When money gets involved and, you know, there's just so much money was made.
And now they're scrambling to figure out how to try to make that kind of money again.
They have antidepressants that make you suicidal, so they provide you with another drug that you take with the antidepressant that is supposed to stop the suicidal thoughts, but those side effects for that also include suicidal thoughts.
It's just wild shit.
It's wild shit.
And no one is saying that one of the main ways to stop depression is exercise.
And exercise is actually 1.25 times more effective than SSRIs.
But they're not prescribing exercise.
They're not telling people, hey, I want you to hike an hour a day.
I want you to jump rope.
I want you to do sit-ups.
I want you to elevate your heart rate for 20 minutes four times a week, and let's see if that helps you.
Yeah, it's not anyone's design, but it's like, fuck, if you want to do that, you need a vehicle to travel, I need fuel, I need time off work, so I have to work, I have to make money.
And we've just got to adapt and fucking get on with it.
But it's like, what are you going to do?
Or what do you aim towards?
Originally, when I went in the business, it's because I was like, I want to hunt.
But when I go away hunting for a couple of weeks, there's no money coming in.
How am I able to go hunting and still be financial?

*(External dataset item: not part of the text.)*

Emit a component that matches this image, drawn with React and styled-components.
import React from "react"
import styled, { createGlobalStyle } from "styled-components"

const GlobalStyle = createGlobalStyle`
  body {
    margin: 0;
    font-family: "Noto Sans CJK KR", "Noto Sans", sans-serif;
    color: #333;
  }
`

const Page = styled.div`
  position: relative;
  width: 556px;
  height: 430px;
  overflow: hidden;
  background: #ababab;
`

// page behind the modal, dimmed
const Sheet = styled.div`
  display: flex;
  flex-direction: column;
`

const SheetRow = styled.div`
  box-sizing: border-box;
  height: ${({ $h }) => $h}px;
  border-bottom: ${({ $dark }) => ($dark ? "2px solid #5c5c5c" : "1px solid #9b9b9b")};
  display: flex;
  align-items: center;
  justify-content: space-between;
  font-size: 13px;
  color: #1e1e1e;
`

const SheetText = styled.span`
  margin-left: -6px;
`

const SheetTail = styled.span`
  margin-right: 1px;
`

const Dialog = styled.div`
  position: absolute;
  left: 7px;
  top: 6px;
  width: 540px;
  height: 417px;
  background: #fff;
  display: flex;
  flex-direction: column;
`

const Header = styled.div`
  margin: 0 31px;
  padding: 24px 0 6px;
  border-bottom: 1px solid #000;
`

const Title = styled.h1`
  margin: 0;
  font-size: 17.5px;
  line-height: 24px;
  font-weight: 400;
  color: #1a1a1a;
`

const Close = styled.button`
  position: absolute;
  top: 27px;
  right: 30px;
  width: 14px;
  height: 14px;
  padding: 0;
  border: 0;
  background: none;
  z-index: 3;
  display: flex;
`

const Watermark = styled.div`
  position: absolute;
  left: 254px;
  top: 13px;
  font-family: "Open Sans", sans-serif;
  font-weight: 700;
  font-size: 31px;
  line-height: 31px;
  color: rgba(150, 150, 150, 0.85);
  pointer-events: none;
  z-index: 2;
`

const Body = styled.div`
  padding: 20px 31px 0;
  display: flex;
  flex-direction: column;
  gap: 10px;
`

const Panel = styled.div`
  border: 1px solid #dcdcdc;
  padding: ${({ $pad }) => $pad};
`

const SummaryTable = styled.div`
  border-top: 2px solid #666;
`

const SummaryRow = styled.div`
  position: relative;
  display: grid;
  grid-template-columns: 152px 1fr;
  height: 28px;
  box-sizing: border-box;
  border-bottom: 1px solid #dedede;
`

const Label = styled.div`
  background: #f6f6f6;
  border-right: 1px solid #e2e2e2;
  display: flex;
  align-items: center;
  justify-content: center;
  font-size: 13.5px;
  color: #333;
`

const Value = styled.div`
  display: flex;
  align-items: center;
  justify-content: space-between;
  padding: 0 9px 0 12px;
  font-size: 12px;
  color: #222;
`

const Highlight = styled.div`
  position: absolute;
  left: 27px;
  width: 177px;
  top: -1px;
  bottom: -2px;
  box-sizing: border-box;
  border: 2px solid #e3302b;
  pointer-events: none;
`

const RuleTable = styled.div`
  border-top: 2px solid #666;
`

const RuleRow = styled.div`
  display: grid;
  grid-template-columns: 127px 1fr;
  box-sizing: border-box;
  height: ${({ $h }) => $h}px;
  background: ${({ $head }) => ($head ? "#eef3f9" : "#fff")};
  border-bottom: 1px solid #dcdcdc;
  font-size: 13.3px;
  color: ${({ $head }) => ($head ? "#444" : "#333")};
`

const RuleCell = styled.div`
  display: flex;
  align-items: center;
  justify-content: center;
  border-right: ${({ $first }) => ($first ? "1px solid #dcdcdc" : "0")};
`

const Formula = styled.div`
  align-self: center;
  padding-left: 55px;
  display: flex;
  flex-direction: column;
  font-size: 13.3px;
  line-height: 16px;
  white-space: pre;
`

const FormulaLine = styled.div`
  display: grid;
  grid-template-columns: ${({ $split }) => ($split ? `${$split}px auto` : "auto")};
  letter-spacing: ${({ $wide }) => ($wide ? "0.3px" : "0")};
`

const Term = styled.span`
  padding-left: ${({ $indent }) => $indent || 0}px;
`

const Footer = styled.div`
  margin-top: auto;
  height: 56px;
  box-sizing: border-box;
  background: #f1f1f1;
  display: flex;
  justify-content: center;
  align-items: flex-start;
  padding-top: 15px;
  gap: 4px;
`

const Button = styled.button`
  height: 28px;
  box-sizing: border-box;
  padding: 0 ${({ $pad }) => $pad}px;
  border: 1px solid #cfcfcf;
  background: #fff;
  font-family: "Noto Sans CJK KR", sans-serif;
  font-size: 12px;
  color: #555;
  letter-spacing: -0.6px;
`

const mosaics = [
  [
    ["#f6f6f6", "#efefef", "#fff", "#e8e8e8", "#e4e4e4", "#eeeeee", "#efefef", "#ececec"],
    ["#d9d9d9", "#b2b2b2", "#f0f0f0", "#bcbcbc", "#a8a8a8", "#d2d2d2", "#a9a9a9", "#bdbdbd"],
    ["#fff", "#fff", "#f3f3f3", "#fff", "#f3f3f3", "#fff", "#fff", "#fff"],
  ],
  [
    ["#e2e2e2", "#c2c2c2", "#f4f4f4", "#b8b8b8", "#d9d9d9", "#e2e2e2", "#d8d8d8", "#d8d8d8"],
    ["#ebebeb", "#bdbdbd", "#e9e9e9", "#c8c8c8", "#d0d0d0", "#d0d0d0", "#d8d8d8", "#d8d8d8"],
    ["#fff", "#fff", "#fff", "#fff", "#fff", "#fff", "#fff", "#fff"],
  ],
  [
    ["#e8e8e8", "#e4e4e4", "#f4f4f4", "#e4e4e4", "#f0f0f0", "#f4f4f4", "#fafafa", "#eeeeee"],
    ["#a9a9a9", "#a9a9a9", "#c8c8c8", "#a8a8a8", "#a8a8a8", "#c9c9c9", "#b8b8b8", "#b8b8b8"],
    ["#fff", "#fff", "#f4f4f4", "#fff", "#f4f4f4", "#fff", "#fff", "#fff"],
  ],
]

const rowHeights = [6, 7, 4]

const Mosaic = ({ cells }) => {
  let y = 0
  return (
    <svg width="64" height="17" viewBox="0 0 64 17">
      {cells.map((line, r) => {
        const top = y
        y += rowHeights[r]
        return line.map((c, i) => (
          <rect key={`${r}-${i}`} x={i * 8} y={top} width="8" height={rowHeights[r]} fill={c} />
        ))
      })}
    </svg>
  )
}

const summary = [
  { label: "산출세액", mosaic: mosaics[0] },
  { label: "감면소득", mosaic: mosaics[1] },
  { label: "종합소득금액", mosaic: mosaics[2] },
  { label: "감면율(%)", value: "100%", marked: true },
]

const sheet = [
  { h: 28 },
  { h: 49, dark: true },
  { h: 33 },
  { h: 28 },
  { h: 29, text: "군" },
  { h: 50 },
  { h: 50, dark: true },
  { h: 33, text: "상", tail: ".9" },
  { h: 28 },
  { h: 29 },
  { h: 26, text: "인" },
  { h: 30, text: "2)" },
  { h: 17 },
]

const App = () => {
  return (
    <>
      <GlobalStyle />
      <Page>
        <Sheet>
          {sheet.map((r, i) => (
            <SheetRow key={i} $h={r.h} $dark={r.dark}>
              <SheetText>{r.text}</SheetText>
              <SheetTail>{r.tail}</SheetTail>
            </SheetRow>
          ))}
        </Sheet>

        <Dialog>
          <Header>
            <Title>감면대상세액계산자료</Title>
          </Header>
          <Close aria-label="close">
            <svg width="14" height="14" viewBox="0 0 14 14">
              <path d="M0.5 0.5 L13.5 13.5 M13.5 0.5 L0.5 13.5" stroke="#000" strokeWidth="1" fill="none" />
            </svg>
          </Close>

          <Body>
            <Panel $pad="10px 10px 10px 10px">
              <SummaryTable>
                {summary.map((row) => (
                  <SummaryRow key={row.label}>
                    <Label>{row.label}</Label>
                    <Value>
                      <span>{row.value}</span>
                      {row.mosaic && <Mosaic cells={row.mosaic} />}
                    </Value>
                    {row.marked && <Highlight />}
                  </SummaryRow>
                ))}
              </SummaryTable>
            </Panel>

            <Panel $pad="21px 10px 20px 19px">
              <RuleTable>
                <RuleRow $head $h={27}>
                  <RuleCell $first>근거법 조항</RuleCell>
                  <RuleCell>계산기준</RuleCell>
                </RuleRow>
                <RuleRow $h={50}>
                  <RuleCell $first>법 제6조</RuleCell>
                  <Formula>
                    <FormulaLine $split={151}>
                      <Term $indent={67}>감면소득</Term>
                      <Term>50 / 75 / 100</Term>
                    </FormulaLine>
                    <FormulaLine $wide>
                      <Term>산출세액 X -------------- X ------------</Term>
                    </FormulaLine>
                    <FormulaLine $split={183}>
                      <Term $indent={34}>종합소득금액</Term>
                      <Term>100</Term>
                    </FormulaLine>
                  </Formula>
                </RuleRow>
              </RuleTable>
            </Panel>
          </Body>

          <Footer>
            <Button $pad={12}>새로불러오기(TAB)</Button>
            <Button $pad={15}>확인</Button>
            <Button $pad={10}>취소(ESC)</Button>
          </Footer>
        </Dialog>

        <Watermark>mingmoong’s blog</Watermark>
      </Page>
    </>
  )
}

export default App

And it's like, well, I'll start a business.
I'll have other people working for me.
I'll set that up and put the years in to do that to get to a point where I'm like, I can hunt.
Money does keep coming in.
So it's like people need to find what's their vision and aim towards it.

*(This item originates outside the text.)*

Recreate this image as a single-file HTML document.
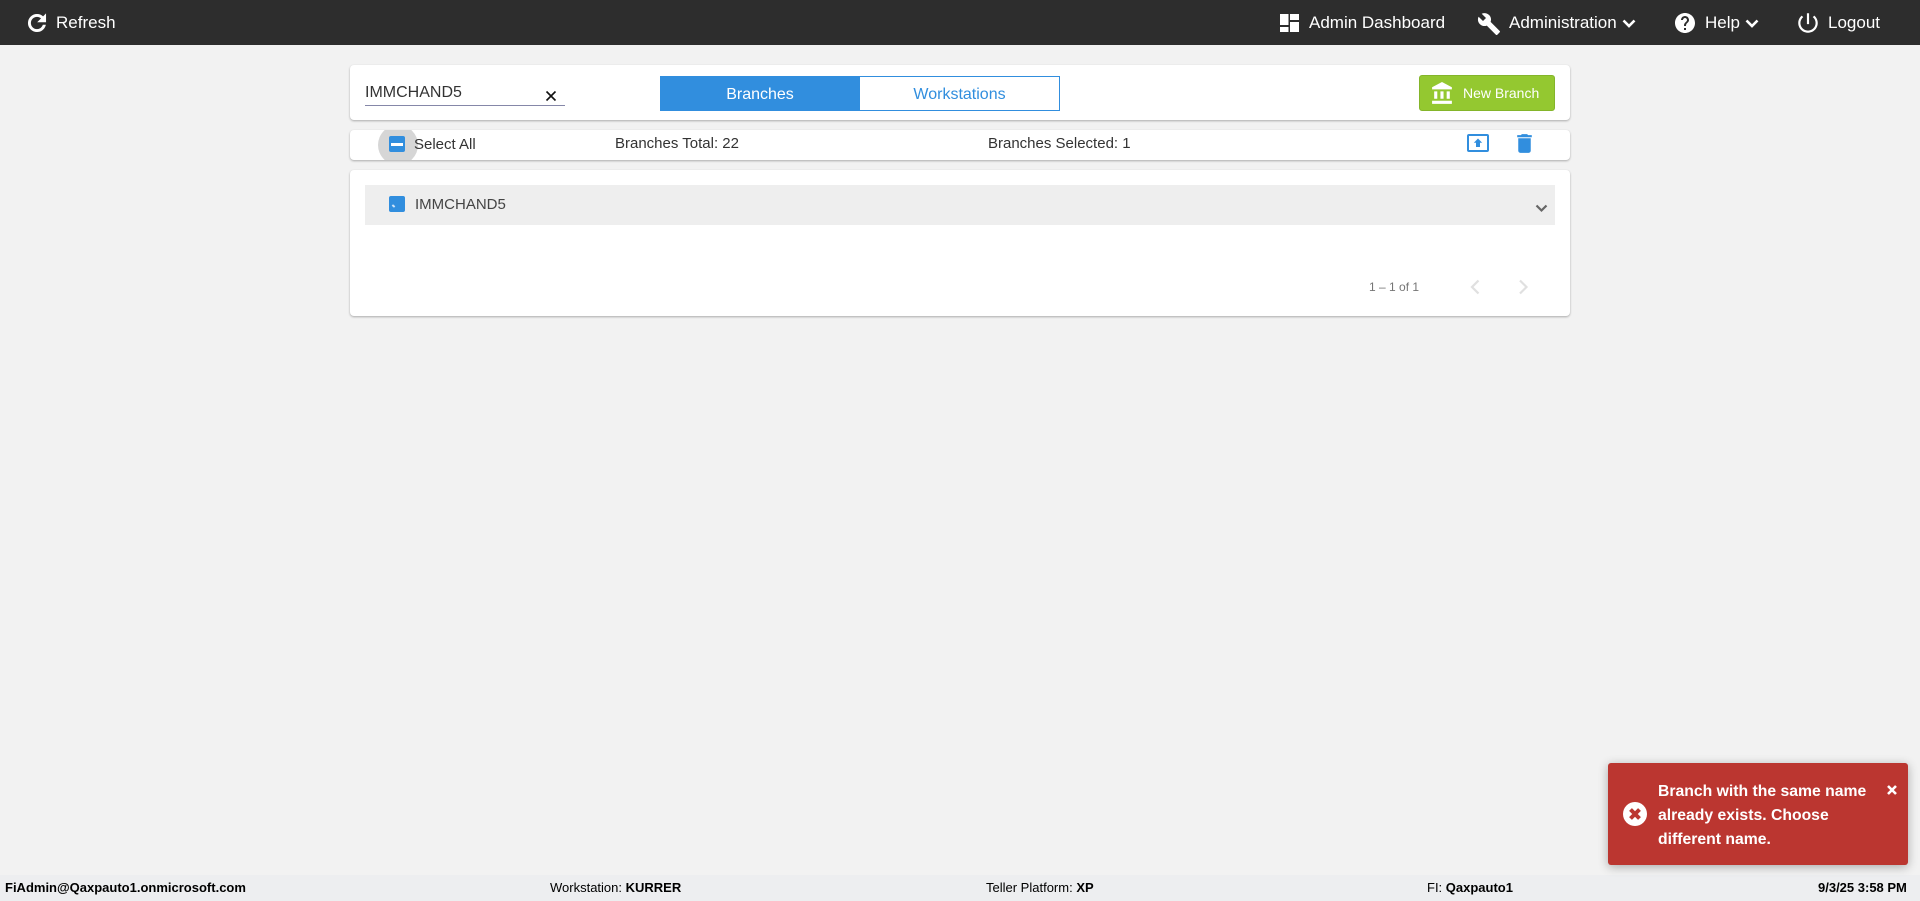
<!DOCTYPE html>
<html><head><meta charset="utf-8"><title>Branches</title>
<style>
html,body{margin:0;padding:0;width:1920px;height:901px;overflow:hidden;background:#f2f2f2;font-family:"Liberation Sans",Arial,sans-serif;color:#333}
.a{position:absolute;white-space:nowrap}
svg{position:absolute;display:block}
.nav{color:#fff;font-size:17px;line-height:20px;top:13px}
.card{position:absolute;left:350px;width:1220px;background:#fff;border-radius:4px;box-shadow:0 1px 2px rgba(0,0,0,.3);overflow:hidden}
.foot{font-size:13px;line-height:16px;top:880px;color:#000}
b{font-weight:700}
</style></head><body>
<div class="a" style="left:0;top:0;width:1920px;height:45px;background:#2d2d2d"></div>
<svg style="left:24px;top:10px" width="26" height="26" viewBox="0 0 24 24" fill="#fff" stroke="#fff" stroke-width=".7"><path d="M17.65 6.35C16.2 4.9 14.21 4 12 4c-4.42 0-7.99 3.58-7.99 8s3.57 8 7.99 8c3.73 0 6.84-2.55 7.73-6h-2.08c-.82 2.33-3.04 4-5.65 4-3.31 0-6-2.69-6-6s2.69-6 6-6c1.66 0 3.14.69 4.22 1.78L13 11h7V4l-2.35 2.35z"/></svg>
<span class="a nav" style="left:56px">Refresh</span>
<svg style="left:1280px;top:14px" width="19" height="18" viewBox="0 0 19 18" fill="#fff"><rect x="0" y="0" width="8.5" height="11"/><rect x="0" y="13" width="8.5" height="5"/><rect x="10" y="0" width="9" height="6"/><rect x="10" y="8" width="9" height="10"/></svg>
<span class="a nav" style="left:1309px">Admin Dashboard</span>
<svg style="left:1477px;top:12px" width="24" height="24" viewBox="0 0 24 24" fill="#fff"><path d="M22.7 19l-9.1-9.1c.9-2.3.4-5-1.5-6.9-2-2-5-2.4-7.4-1.3L9 6 6 9 1.6 4.7C.4 7.1.9 10.1 2.9 12.1c1.9 1.9 4.6 2.4 6.9 1.5l9.1 9.1c.4.4 1 .4 1.4 0l2.3-2.3c.5-.4.5-1.1.1-1.4z"/></svg>
<span class="a nav" style="left:1509px">Administration</span>
<svg style="left:1622px;top:19px" width="14" height="9" viewBox="0 0 14 9" fill="none" stroke="#fff" stroke-width="2.6"><path d="M1.5 1.5l5.5 5.5 5.5-5.5"/></svg>
<svg style="left:1673px;top:11px" width="24" height="24" viewBox="0 0 24 24" fill="#fff"><path d="M12 2C6.48 2 2 6.48 2 12s4.48 10 10 10 10-4.48 10-10S17.52 2 12 2zm1 17h-2v-2h2v2zm2.07-7.75l-.9.92C13.45 12.9 13 13.5 13 15h-2v-.5c0-1.1.45-2.1 1.17-2.83l1.24-1.26c.37-.36.59-.86.59-1.41 0-1.1-.9-2-2-2s-2 .9-2 2H8c0-2.21 1.79-4 4-4s4 1.79 4 4c0 .88-.36 1.68-.93 2.25z"/></svg>
<span class="a nav" style="left:1705px">Help</span>
<svg style="left:1745px;top:19px" width="14" height="9" viewBox="0 0 14 9" fill="none" stroke="#fff" stroke-width="2.6"><path d="M1.5 1.5l5.5 5.5 5.5-5.5"/></svg>
<svg style="left:1795px;top:10px" width="26" height="26" viewBox="0 0 24 24" fill="#fff"><path d="M13 3h-2v10h2V3zm4.83 2.17l-1.42 1.42C17.99 7.86 19 9.81 19 12c0 3.87-3.13 7-7 7s-7-3.13-7-7c0-2.19 1.01-4.14 2.58-5.42L6.17 5.17C4.23 6.82 3 9.26 3 12c0 4.97 4.03 9 9 9s9-4.03 9-9c0-2.74-1.23-5.18-3.17-6.83z"/></svg>
<span class="a nav" style="left:1828px">Logout</span>

<div class="card" style="top:65px;height:55px"></div>
<span class="a" style="left:365px;top:84px;font-size:16px;line-height:18px;color:#333">IMMCHAND5</span>
<div class="a" style="left:365px;top:105px;width:200px;height:1px;background:#8587a8"></div>
<svg style="left:545px;top:90px" width="12" height="12" viewBox="0 0 12 12" fill="none" stroke="#111" stroke-width="1.6"><path d="M1.5 1.5l9 9M10.5 1.5l-9 9"/></svg>
<div class="a" style="left:660px;top:76px;width:200px;height:35px;background:#318ede;color:#fff;font-size:16px;line-height:37px;text-align:center">Branches</div>
<div class="a" style="left:860px;top:76px;width:199px;height:33px;border:1px solid #318ede;border-left:0;background:#fff;color:#318ede;font-size:16px;line-height:35px;text-align:center">Workstations</div>
<div class="a" style="left:1419px;top:75px;width:134px;height:34px;border:1px solid #84b52a;border-radius:3px;background:#94c830"></div>
<svg style="left:1430px;top:81px" width="25" height="25" viewBox="0 0 24 24" fill="#fff"><path d="M4 10v7h3v-7H4zm6 0v7h3v-7h-3zM2 22h19v-3H2v3zm14-12v7h3v-7h-3zm-4.5-9L2 6v2h19V6l-9.5-5z"/></svg>
<span class="a" style="left:1463px;top:85px;font-size:14px;line-height:16px;color:#fff">New Branch</span>

<div class="card" style="top:130px;height:30px">
  <div class="a" style="left:28px;top:-5px;width:40px;height:40px;border-radius:50%;background:#d6d6d6"></div>
</div>
<div class="a" style="left:389px;top:136px;width:16px;height:16px;border-radius:2px;background:#318ede"></div>
<div class="a" style="left:391px;top:143px;width:12px;height:2.5px;background:#fff"></div>
<span class="a" style="left:414px;top:136px;font-size:15px;line-height:18px;color:#333">Select All</span>
<span class="a" style="left:615px;top:135px;font-size:15px;line-height:18px;color:#333">Branches Total: 22</span>
<span class="a" style="left:988px;top:135px;font-size:15px;line-height:18px;color:#333">Branches Selected: 1</span>
<svg style="left:1467px;top:134px" width="22" height="18" viewBox="0 0 22 18"><rect x="1" y="1" width="20" height="16" rx="1" fill="none" stroke="#318ede" stroke-width="2"/><path d="M11 4.500l4.200 4.200h-2.200V13H9V8.700H6.800z" fill="#318ede"/></svg>
<svg style="left:1512px;top:131px" width="25" height="25" viewBox="0 0 24 24" fill="#318ede"><path d="M6 19c0 1.100.9 2 2 2h8c1.100 0 2-.9 2-2V7H6v12zM19 4h-3.500l-1-1h-5l-1 1H5v2h14V4z"/></svg>

<div class="card" style="top:170px;height:146px"></div>
<div class="a" style="left:365px;top:185px;width:1190px;height:40px;background:#eee"></div>
<div class="a" style="left:389px;top:196px;width:16px;height:16px;border-radius:2px;background:#318ede"></div>
<div class="a" style="left:392px;top:205px;width:3px;height:2px;background:#cfe4f8;transform:rotate(40deg)"></div>
<span class="a" style="left:415px;top:196px;font-size:15px;line-height:18px;color:#444">IMMCHAND5</span>
<svg style="left:1535px;top:204px" width="13" height="9" viewBox="0 0 13 9" fill="none" stroke="#666" stroke-width="2.2"><path d="M1.500 1.500l5 5 5-5"/></svg>
<span class="a" style="left:1369px;top:280px;font-size:12px;line-height:14px;color:#757575">1 – 1 of 1</span>
<svg style="left:1470px;top:279px" width="11" height="16" viewBox="0 0 11 16" fill="none" stroke="#e0e0e0" stroke-width="2.2"><path d="M8.500 1.500L2 8l6.500 6.500"/></svg>
<svg style="left:1518px;top:279px" width="11" height="16" viewBox="0 0 11 16" fill="none" stroke="#e0e0e0" stroke-width="2.2"><path d="M2 1.500L8.500 8 2 14.500"/></svg>

<div class="a" style="left:0;top:875px;width:1920px;height:26px;background:#edeef0"></div>
<span class="a foot" style="left:5px"><b>FiAdmin@Qaxpauto1.onmicrosoft.com</b></span>
<span class="a foot" style="left:550px">Workstation: <b>KURRER</b></span>
<span class="a foot" style="left:986px">Teller Platform: <b>XP</b></span>
<span class="a foot" style="left:1427px">FI: <b>Qaxpauto1</b></span>
<span class="a foot" style="left:1818px"><b>9/3/25 3:58 PM</b></span>

<div class="a" style="left:1608px;top:763px;width:300px;height:102px;background:#bb3630;border-radius:3px;box-shadow:0 2px 10px rgba(0,0,0,.3)"></div>
<svg style="left:1623px;top:802px" width="24" height="24" viewBox="0 0 24 24"><circle cx="12" cy="12" r="12" fill="#fff"/><path d="M7.500 7.500l9 9M16.500 7.500l-9 9" stroke="#bb3630" stroke-width="4" fill="none"/></svg>
<div class="a" style="left:1658px;top:780px;font-size:15.75px;line-height:24px;font-weight:700;color:#fff;font-family:'Liberation Sans',sans-serif">Branch with the same name<br>already exists. Choose<br>different name.</div>
<svg style="left:1887px;top:785px" width="10" height="10" viewBox="0 0 10 10" fill="none" stroke="#fff" stroke-width="2.6"><path d="M1 1l8 8M9 1l-8 8"/></svg>
</body></html>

Whether you're successful or unsuccessful, at least you're aiming towards something.
Yeah.
But it is hard, and I feel for these people that are stuck in a cubicle or in a situation they don't want to be in, you know, and it's just like, where's the light at the end of it for them?
And it was about if you spend this much time a day doing something that in so many years you're a professional at it.
I can't remember exactly how it went but all it is is just saying what you said.
You've got this big goal and you've got the picture and it's written down and it's like every day or each week or each month You keep tapping a bit of that away, knowing that at some point you're going to be there where you want to be.
Once you've done it, it's easy to think back on because you've already done it.
I'm even talking about multiple things because you've already been at that point.
You've already gone through that shit and you know what's on the other side of it.
I sum up hunting like that a little bit.
I've done enough of those horrible backcountry elk hunts That you know at some point, even if you're not successful, you still succeed in yourself.
You still grow.
And that's the end goal and result for me.
But because I've done it before, I already know it's coming.
So it's easier to keep going through that shit.
Kim's never been through that.
She hasn't killed a bull.
She hasn't had an opportunity to shoot a bull.
So she's not enjoying those weeks in the mountains.
But I know it's on the back end of it.
And I'll say it every time.
I've always been successful.
I'm waiting to not be successful because that'll be even better for me.
Like in here, what I'm chasing and mental health, not being successful will even be better.
I just think humans are inherently tribal hunter-gatherers.
And I think there's certain human reward systems that are deeply ingrained in our DNA. And you can either accept those and find some way to satisfy those needs, or you can live a life of misery.